1. ‘Humanities’ subjects are commonly understood to comprise history, geography and religious education (RE) in secondary schools in England.

2. Key Stage 3 (KS3) refers to the curriculum usually earmarked for students aged 11–14 years in English state or government schools.

3. The ‘Opening minds’ curriculum is currently being used in over 200 schools. http://www.rsaopeningminds.org.uk/about-rsa-openingminds/.

4. The Royal Society for the encouragement of Arts, Manufactures and Commerce (RSA) is a registered charity, founded in London in 1745.

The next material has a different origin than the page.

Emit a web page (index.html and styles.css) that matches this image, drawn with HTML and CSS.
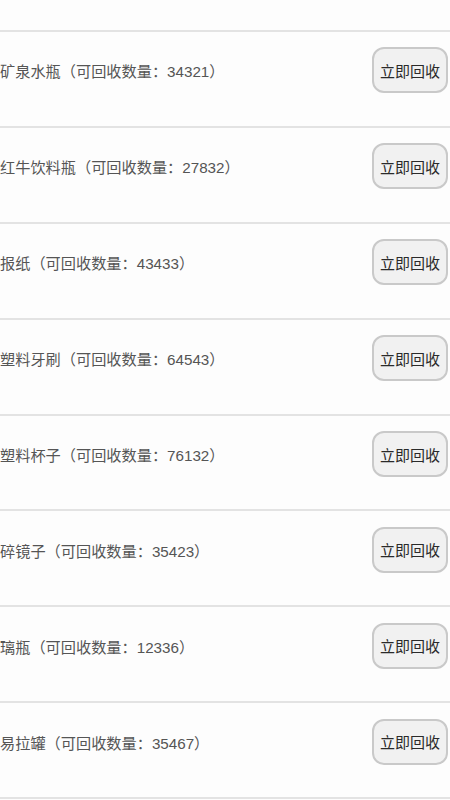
FILE: index.html
```html
<!DOCTYPE html>
<html lang="zh-CN">

<head>
  <meta charset="UTF-8">
  <meta name="viewport" content="width=device-width, initial-scale=1.0">
  <title>废品回收</title>
  <link rel="stylesheet" href="styles.css">
</head>

<body>
  <div class="top"></div>
  <ul class="list">
    <li class="item">
      <span class="name">矿泉水瓶（可回收数量：34321）</span>
      <button class="btn">立即回收</button>
    </li>
    <li class="item">
      <span class="name">红牛饮料瓶（可回收数量：27832）</span>
      <button class="btn">立即回收</button>
    </li>
    <li class="item">
      <span class="name">报纸（可回收数量：43433）</span>
      <button class="btn">立即回收</button>
    </li>
    <li class="item">
      <span class="name">塑料牙刷（可回收数量：64543）</span>
      <button class="btn">立即回收</button>
    </li>
    <li class="item">
      <span class="name">塑料杯子（可回收数量：76132）</span>
      <button class="btn">立即回收</button>
    </li>
    <li class="item">
      <span class="name">碎镜子（可回收数量：35423）</span>
      <button class="btn">立即回收</button>
    </li>
    <li class="item">
      <span class="name">璃瓶（可回收数量：12336）</span>
      <button class="btn">立即回收</button>
    </li>
    <li class="item">
      <span class="name">易拉罐（可回收数量：35467）</span>
      <button class="btn">立即回收</button>
    </li>
  </ul>
</body>

</html>
```

FILE: styles.css
```css
* {
  padding: 0px;
  margin: 0px;
  box-sizing: border-box;
}

body {
  background-color: #fdfdfd;
  font-family: "Liberation Sans", "Noto Sans CJK SC", sans-serif;
  overflow: hidden;
}

/* 上一条记录的底部 */
.top {
  height: 32px;
  border-bottom: 2px solid #e3e3e3;
}

.list {
  list-style: none;
}

.item {
  display: flex;
  justify-content: space-between;
  align-items: center;
  height: 95.9px;
  padding: 15px 2px 32px 0px;
  border-bottom: 2px solid #e3e3e3;
}

.name {
  font-size: 15.2px;
  color: #555;
  white-space: nowrap;
}

.btn {
  width: 76px;
  height: 46px;
  border: 2px solid #c9c9c9;
  border-radius: 12px;
  background-color: #f1f1f1;
  color: #2a2a2a;
  font-family: inherit;
  font-size: 15px;
}
```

5. The argument that some schools were not teaching enough locational knowledge was confirmed to some extent (see Storm 1987 and Rawling 1992, 299) but, as with many issues, the problem was more complex than it first appeared. In other words, it is not just a question of how much locational knowledge, but prior questions about what kind of locational knowledge.

6. Between 1969 and 1977 the Black Paper writers published a series of colloquial and polemic pamphlets appealing to popular common sense about education rather than deploying rigorous debate and analysis of evidence (CCCS 1981, 201). They argued for traditional academic standards (through testing and examination), respect for authority, discipline, ‘civilised values’ and conservative social morals (Salter and Tapper 1985, 176).

7. Including the teacher unions (ATL 2006), the House of Commons Select Committee (2008), National Endowment for Science, Technology and the Arts (NESTA 2007), Qualifications and Curriculum Authority (QCA 2005), National Foundation for Educational Research (NFER 2006).

8. The notion of performativity used here refers to the maximisation of output from a technical system as a mark of efficiency, in this case as applied to the transmission of knowledge by Lyotard in The Postmodern Condition (1984). Ball sees educational performativity as, ‘a regime of accountability that employs judgements, comparisons and displays as means of control, attrition and change’ (2008, 49).